Introduce a simple three-jar system for their earnings: one for SPENDING, one for SAVING, and one for GIVING. Even if it's just a small amount, the act of putting money into the "Giving" jar is a powerful habit.
Let them choose a cause they care about. Are they passionate about animals? They could donate to the RSPCA. Do they want to help the environment? They could contribute to a local conservation group. At the end of the year, you can help them make their donation. This shows them that they have the power to make a positive impact on the world, and it teaches them that financial wellbeing isn't just about what you have, but also about what you can give. It’s a lesson in citizenship as much as it is in finance.
Conclusion: Raising Capable, Confident Kids
Let's be clear: teaching our kids about money isn't a one-off conversation. It's a series of ongoing, age-appropriate lessons woven into the fabric of daily life. It’s the chat in the car about why we can’t buy a new toy every week. It’s celebrating with them when they finally save enough for that thing they really wanted. It’s guiding them when they make a spending mistake and feel the sting of buyer’s remorse.

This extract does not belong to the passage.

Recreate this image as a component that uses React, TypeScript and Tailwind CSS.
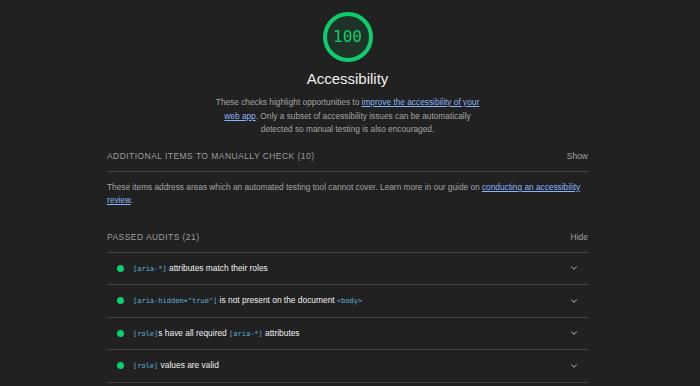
import { ChevronDown } from 'lucide-react';

type Audit = {
  parts: { text: string; code?: boolean }[];
};

const audits: Audit[] = [
  { parts: [{ text: '[aria-*]', code: true }, { text: ' attributes match their roles' }] },
  {
    parts: [
      { text: '[aria-hidden="true"]', code: true },
      { text: ' is not present on the document ' },
      { text: '<body>', code: true },
    ],
  },
  {
    parts: [
      { text: '[role]', code: true },
      { text: 's have all required ' },
      { text: '[aria-*]', code: true },
      { text: ' attributes' },
    ],
  },
  { parts: [{ text: '[role]', code: true }, { text: ' values are valid' }] },
];

function Gauge() {
  return (
    <div className="relative h-[50px] w-[50px]">
      <svg viewBox="0 0 50 50" className="h-[50px] w-[50px]">
        <circle cx="25" cy="25" r="23" fill="#0cce6b" fillOpacity="0.1" stroke="#0cce6b" strokeWidth="4" />
      </svg>
      <div
        className="absolute inset-0 flex items-center justify-center text-[16px] text-[#0cce6b]"
        style={{ fontFamily: '"DejaVu Sans Mono", "Liberation Mono", monospace' }}
      >
        100
      </div>
    </div>
  );
}

function Code({ children }: { children: string }) {
  return (
    <code
      className="text-[7px] text-[#58b2dc]"
      style={{ fontFamily: '"DejaVu Sans Mono", "Liberation Mono", monospace' }}
    >
      {children}
    </code>
  );
}

function GroupHeader({ title, action }: { title: string; action: string }) {
  return (
    <div className="flex h-[30px] items-center justify-between border-b border-[#424242]">
      <span className="text-[8.5px] uppercase tracking-[0.45px] text-[#9e9e9e]">{title}</span>
      <span className="text-[8.5px] text-[#a0a0a0]">{action}</span>
    </div>
  );
}

export default function App() {
  return (
    <div
      className="min-h-[386px] w-full bg-[#212121] pt-[12px]"
      style={{ fontFamily: '"Liberation Sans", Arial, sans-serif' }}
    >
      <div className="ml-[107px] w-[481px]">
        <div className="flex flex-col items-center">
          <Gauge />
          <h1 className="mt-[8px] text-[15px] leading-[18px] text-[#f0f0f0]">Accessibility</h1>
          <p className="mt-[8px] w-[275px] text-center text-[8.3px] leading-[13.5px] text-[#a3a3a3]">
            These checks highlight opportunities to{' '}
            <a className="text-[#8ab4f8] underline">improve the accessibility of your web app</a>. Only a
            subset of accessibility issues can be automatically detected so manual testing is also
            encouraged.
          </p>
        </div>

        <div className="mt-[5px]">
          <GroupHeader title="Additional items to manually check (10)" action="Show" />
          <p className="pt-[9.5px] text-[8.3px] leading-[13px] text-[#a3a3a3]">
            These items address areas which an automated testing tool cannot cover. Learn more in our guide on{' '}
            <a className="text-[#8ab4f8] underline">conducting an accessibility review</a>.
          </p>
        </div>

        <div className="mt-[15.5px]">
          <GroupHeader title="Passed audits (21)" action="Hide" />
          {audits.map((audit, i) => (
            <div key={i} className="flex h-[32.5px] items-center border-b border-[#424242] pl-[10px] pr-[9px]">
              <span className="h-[7px] w-[7px] rounded-full bg-[#0cce6b]" />
              <span className="ml-[9px] flex-1 text-[8.4px] text-[#f0f0f0]">
                {audit.parts.map((p, j) => (p.code ? <Code key={j}>{p.text}</Code> : <span key={j}>{p.text}</span>))}
              </span>
              <ChevronDown className="h-[10px] w-[10px] text-[#9e9e9e]" strokeWidth={2.5} />
            </div>
          ))}
        </div>
      </div>
    </div>
  );
}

By going beyond the tuck shop and embracing these real-world money lessons, we’re not just teaching them how to count their coins. We’re giving them the tools to build a future with less stress and more freedom. We’re raising a generation of financially capable, resilient, and generous Australians who are ready for whatever the world throws at them. And as a parent, there’s no better return on investment than that.